Traditional casting of a closed impeller can produce surface defects and take up to 35 days. Sulzer’s hybrid process—5‑axis milling of a wrought billet followed by Laser Metal Deposition (LMD)—produces a complete part in roughly 48 hours.

Design flexibility

3D printing enables component consolidation, reducing assembly steps and boosting strength. Siemens re‑engineered a gas‑turbine fuel swirler from ten cast and machined pieces into a single additive‑manufactured part.

The redesigned swirler—made from a solution‑strengthened Inconel alloy—fits into a single EOS M 400‑4 quad‑laser powder‑bed fusion build that produces 16 units per run in up to 100 hours.

Quicker repair

Selective Laser Melting (SLM) and LMD also streamline repair of worn parts.

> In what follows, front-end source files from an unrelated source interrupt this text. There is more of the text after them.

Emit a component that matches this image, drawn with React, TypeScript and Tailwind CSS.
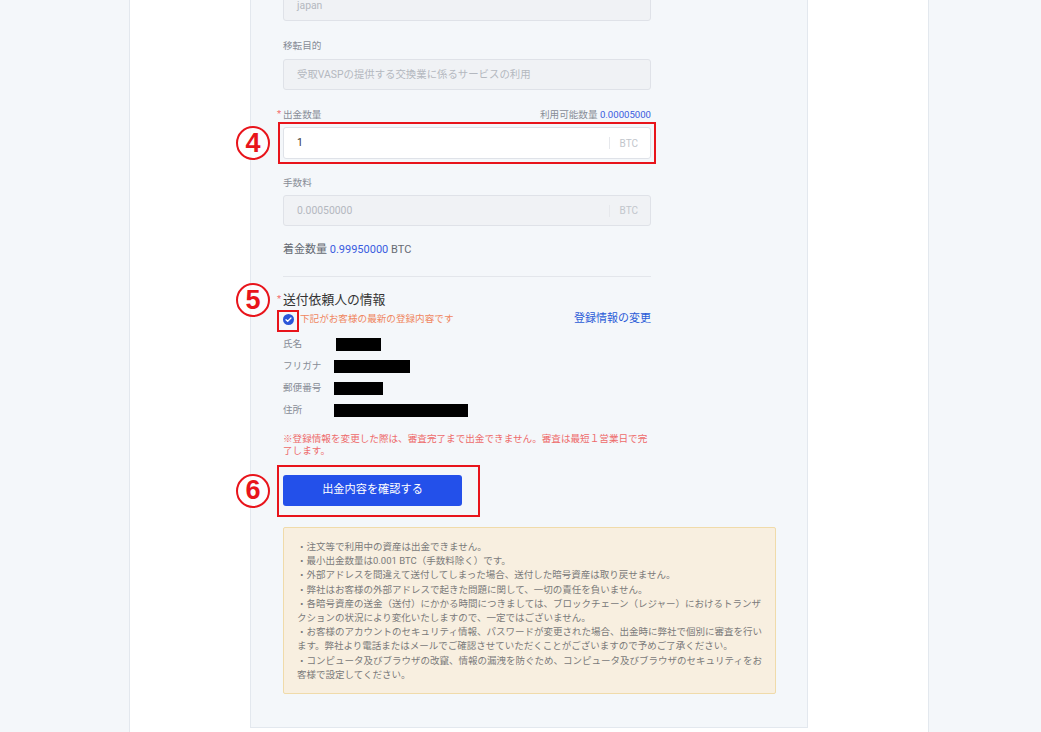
import React from "react";

const font = "font-['Roboto','Noto_Sans_CJK_JP',sans-serif]";

const Marker = ({ n }: { n: string }) => (
  <div className="absolute left-[-47px] top-1/2 -translate-y-1/2 w-[34px] h-[34px] rounded-full border-[2px] border-[#e8141b] bg-white/70 flex items-center justify-center">
    <span className="text-[27px] leading-none font-black text-[#e8141b] font-['Liberation_Sans',sans-serif]">
      {n}
    </span>
  </div>
);

const Label = ({
  children,
  required,
}: {
  children: React.ReactNode;
  required?: boolean;
}) => (
  <div className="relative text-[9.6px] leading-[14px] text-[#878c96]">
    {required && (
      <span className="absolute left-[-6px] top-[-1px] text-[#f56c6c]">*</span>
    )}
    {children}
  </div>
);

const Field = ({
  value,
  muted,
  white,
  suffix,
  h = "h-[31px]",
}: {
  value: string;
  muted?: boolean;
  white?: boolean;
  suffix?: boolean;
  h?: string;
}) => (
  <div
    className={`${h} w-full flex items-center rounded-[3px] border border-[#dfe2e8] ${
      white ? "bg-white" : "bg-[#f0f2f5]"
    }`}
  >
    <div
      className={`flex-1 pl-[13px] text-[10.4px] ${
        muted ? "text-[#b4b8bf]" : "text-[#333]"
      }`}
    >
      {value}
    </div>
    {suffix && (
      <div className="flex items-center pr-[12px]">
        <div className="w-px h-[12px] bg-[#e6e8ec]" />
        <span className="pl-[10px] text-[10px] text-[#c2c6cc]">BTC</span>
      </div>
    )}
  </div>
);

const InfoRow = ({ label, w, ml = "ml-0" }: { label: string; w: string; ml?: string }) => (
  <div className="h-[22px] flex items-center">
    <div className="w-[51px] text-[9.6px] text-[#878c96]">{label}</div>
    <div className={`${w} ${ml} h-[13px] bg-black`} />
  </div>
);

const notes: string[][] = [
  ["・注文等で利用中の資産は出金できません。"],
  ["・最小出金数量は0.001 BTC（手数料除く）です。"],
  ["・外部アドレスを間違えて送付してしまった場合、送付した暗号資産は取り戻せません。"],
  ["・弊社はお客様の外部アドレスで起きた問題に関して、一切の責任を負いません。"],
  [
    "・各暗号資産の送金（送付）にかかる時間につきましては、ブロックチェーン（レジャー）におけるトランザ",
    "クションの状況により変化いたしますので、一定ではございません。",
  ],
  [
    "・お客様のアカウントのセキュリティ情報、パスワードが変更された場合、出金時に弊社で個別に審査を行い",
    "ます。弊社より電話またはメールでご確認させていただくことがございますので予めご了承ください。",
  ],
  [
    "・コンピュータ及びブラウザの改竄、情報の漏洩を防ぐため、コンピュータ及びブラウザのセキュリティをお",
    "客様で設定してください。",
  ],
];

export default function App() {
  return (
    <div className={`h-[732px] w-[1041px] flex overflow-hidden bg-white ${font}`}>
      <div className="w-[130px] h-full bg-[#f4f7fa] border-r border-[#e3e8ee]" />
      <div className="w-[120px]" />

      <div className="w-[558px] self-start bg-[#f4f7fa] border-l border-r border-b border-[#e3e8ee] pl-[32px] pr-[30px] pb-[33px]">
        <div className="w-[368px] -mt-[10px] flex flex-col">
          <Field value="japan" muted />

          <div className="mt-[18px]">
            <Label>移転目的</Label>
          </div>
          <div className="mt-[6px]">
            <Field value="受取VASPの提供する交換業に係るサービスの利用" muted />
          </div>

          <div className="mt-[18px] flex items-center justify-between">
            <Label required>出金数量</Label>
            <div className="text-[9.6px] leading-[14px] text-[#878c96]">
              利用可能数量 <span className="text-[#3a5ce0]">0.00005000</span>
            </div>
          </div>
          <div className="mt-[5px] relative">
            <Field value="1" white suffix h="h-[32px]" />
            <div className="absolute -inset-[5px] border-2 border-[#e8141b]" />
            <Marker n="4" />
          </div>

          <div className="mt-[17px]">
            <Label>手数料</Label>
          </div>
          <div className="mt-[5px]">
            <Field value="0.00050000" muted suffix />
          </div>

          <div className="mt-[16px] text-[11px] leading-[16px] text-[#666b73]">
            着金数量 <span className="text-[#3a5ce0]">0.99950000</span> BTC
          </div>

          <div className="mt-[18px] h-px bg-[#e3e6eb]" />

          <div className="mt-[15px] relative text-[12.8px] leading-[16px] text-[#333]">
            <span className="absolute left-[-6px] top-[-1px] text-[9.6px] text-[#f56c6c]">*</span>
            送付依頼人の情報
            <Marker n="5" />
          </div>

          <div className="mt-[4px] h-[14px] flex items-center justify-between">
            <div className="flex items-center">
              <div className="relative w-[11px] h-[11px]">
                <svg viewBox="0 0 12 12" className="w-[11px] h-[11px]">
                  <circle cx="6" cy="6" r="6" fill="#2a55d8" />
                  <path d="M3.3 6.2l1.8 1.7 3.6-3.6" fill="none" stroke="#fff" strokeWidth="1.4" strokeLinecap="round" strokeLinejoin="round" />
                </svg>
                <div className="absolute left-[-6px] top-[-4px] w-[22px] h-[22px] border-2 border-[#e8141b]" />
              </div>
              <span className="ml-[6px] text-[9.6px] text-[#f08660]">
                下記がお客様の最新の登録内容です
              </span>
            </div>
            <span className="text-[11px] text-[#2a5bd7]">登録情報の変更</span>
          </div>

          <div className="mt-[7px] flex flex-col">
            <InfoRow label="氏名" w="w-[45px]" ml="ml-[2px]" />
            <InfoRow label="フリガナ" w="w-[76px]" />
            <InfoRow label="郵便番号" w="w-[49px]" />
            <InfoRow label="住所" w="w-[134px]" />
          </div>

          <div className="mt-[12px] text-[9.6px] leading-[12px] text-[#ee6b6b]">
            ※登録情報を変更した際は、審査完了まで出金できません。審査は最短１営業日で完
            <br />
            了します。
          </div>

          <div className="mt-[18px] relative w-[179px]">
            <button className="w-[179px] h-[31px] rounded-[3px] bg-[#2350ea] text-white text-[11.2px]">
              出金内容を確認する
            </button>
            <div className="absolute left-[-6px] top-[-10px] w-[203px] h-[52px] border-2 border-[#e8141b]" />
            <Marker n="6" />
          </div>
        </div>

        <div className="mt-[21px] w-[493px] h-[167px] bg-[#f8efe0] border border-[#f0dbaa] rounded-[2px] pl-[13px] pt-[12px]">
          {notes.map((lines, i) => (
            <div key={i} className="text-[9.5px] leading-[14.2px] text-[#7a7a7a] whitespace-nowrap">
              {lines.map((l, j) => (
                <div key={j}>{l}</div>
              ))}
            </div>
          ))}
        </div>
      </div>

      <div className="w-[120px]" />
      <div className="flex-1 h-full bg-[#f4f7fa] border-l border-[#e3e8ee]" />
    </div>
  );
}
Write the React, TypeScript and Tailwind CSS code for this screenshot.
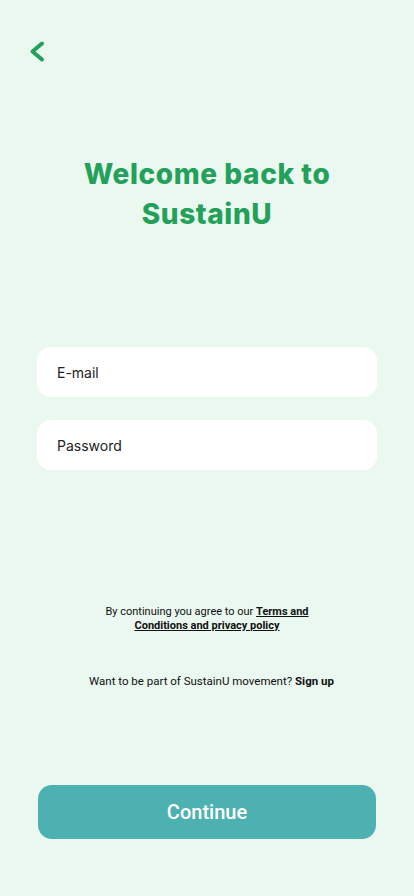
import React from "react";

export default function App() {
  return (
    <div className="min-h-screen w-full bg-[#eaf8f0] flex flex-col" style={{ fontFamily: "Roboto, sans-serif" }}>
      {/* back */}
      <div className="pt-[39px] pl-[25px]">
        <button aria-label="Back" className="w-[24px] h-[24px] block">
          <svg width="24" height="24" viewBox="0 0 24 24" fill="none" stroke="#23a15b" strokeWidth="4" strokeLinecap="round" strokeLinejoin="round">
            <path d="M17 4.5 7.5 12.5 17 20.5" />
          </svg>
        </button>
      </div>

      <h1 className="mt-[91px] text-center text-[28px] leading-[40px] font-extrabold text-[#23a15b] tracking-[0.6px]" style={{ fontFamily: "Inter, sans-serif" }}>
        Welcome back to
        <br />
        SustainU
      </h1>

      <div className="mt-[113px] px-[37px] flex flex-col gap-[23px]" style={{ fontFamily: "Inter, sans-serif" }}>
        <div className="h-[50px] rounded-[14px] bg-white flex items-center px-[20px] text-[14px] text-[#222]">E-mail</div>
        <div className="h-[50px] rounded-[14px] bg-white flex items-center px-[20px] text-[14px] text-[#222]">Password</div>
      </div>

      <p className="mt-[135px] text-center text-[11px] leading-[14px] text-[#111]">
        By continuing you agree to our{" "}
        <a className="font-bold underline">Terms and
        <br />
        Conditions and privacy policy</a>
      </p>

      <p className="mt-[41px] pl-[9px] text-center text-[11.5px] leading-[14px] text-[#111]">
        Want to be part of SustainU movement? <a className="font-bold">Sign up</a>
      </p>

      <div className="mt-[97px] px-[38px]">
        <button className="w-full h-[54px] rounded-[14px] bg-[#4db1b1] text-white text-[20px] font-medium">Continue</button>
      </div>
    </div>
  );
}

Siemens pioneered an SLM burner‑tip repair that trims only the damaged zone and rebuilds the tip layer by layer.

The process reduces repair time by 90%, and since 2013 Siemens has repaired over 2,000 burners. Siemens also employs LMD to replace blades and vanes, eliminating traditional welding.

3D printing – the future of turbomachinery?

Additive manufacturing accelerates product development, enhances component performance, and shortens repair cycles. The next frontier lies in integrated sensors: Optomec has printed strain sensors directly onto turbine blades with its Aerosol Jet technology, enabling real‑time structural monitoring.

GE, Oak Ridge National Laboratory, and Xerox‑owned PARC have secured $1.3 million to cut the design‑and‑validation timeline for 3D‑printed turbine components by up to 65%. The goal is a defect‑free, high‑performance, multi‑functional part that withstands extreme temperatures and stresses.

Although 3D printing for turbomachinery is still emerging, its momentum is undeniable. As manufacturers chase durability and efficiency, additive manufacturing will become integral to future turbine designs.